Opion Request: has Webflow become too expensive to be viable?

Recent outages on both the builder / designer and down time on client websites, have brought me to the point where I wonder if it is worth the cost as a small agency to sell the product to clients.

I’m a startup agency, and I’ve been building Webflow sites for a little over 4 years now. I’ve been a massive advocate for the platform since I started, loving the speed with which I can roll out websites.

That being said, scaling, and growing my business to add ONE seat costs the following:

Freelancer workspace: $16 p/m (not bad)

  • 1 Designer to start help building sites: $39 p/m
    = $55 per month, to have a tiny team of 2

Okay, let’s suck it up buttercup. BUT.

If I want to add my clients as Admin users on their accounts, to ensure business contingency should something befall me where I can’t first transfer the website to them, they need to cough up another $49 per month. Should they wish to add me to their workspace, I HAVE to have an Agency / Freelancer profile, or else they need to cough up $49 or $39 per month on top of their platform fee of $29 - $49 p/m.

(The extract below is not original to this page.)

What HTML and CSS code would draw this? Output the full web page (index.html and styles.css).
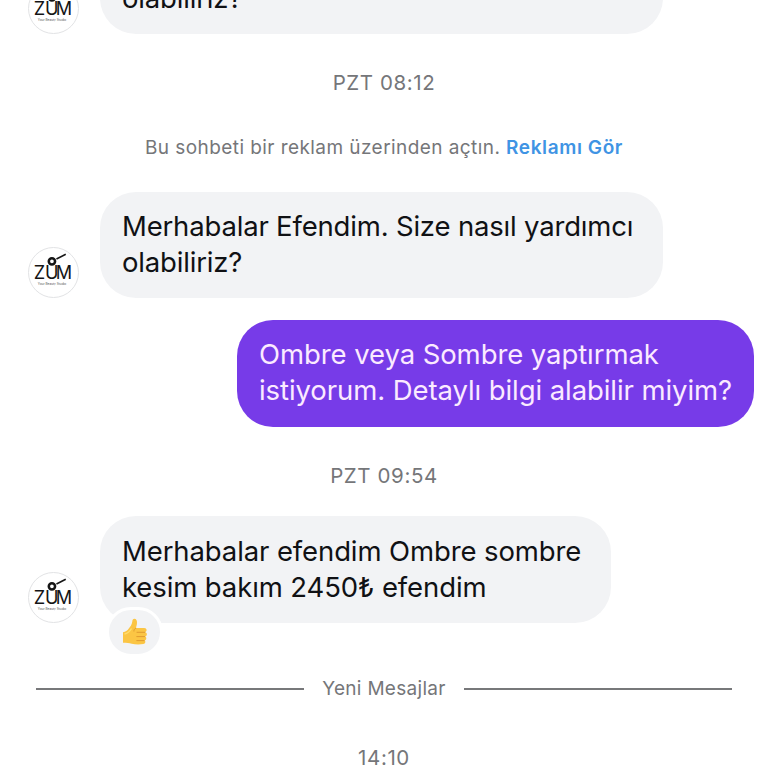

Gets expensive, right? The major blocker for clients managing their sites themselves is that you need HTML, CSS and a basic understanding of some JavaScript if you want to make it work and look pretty. It’s not the easiest drag and drop builder out there. So, that leaves agencies paying through their noses to sell a product to their clients.

Finally, the instability of the platform is becoming an issue. Two / three weeks ago, it was impossible to work on the designer, for two days. This week, I’m seeing rolling outages on my clients’ front facing websites, which obviously impacts ads and SEO.

So, the question I’m asking agencies and freelancers - and hopefully the Webflow business decision makers ask this question too - Has Webflow become supremely overpriced for the product that it is delivering?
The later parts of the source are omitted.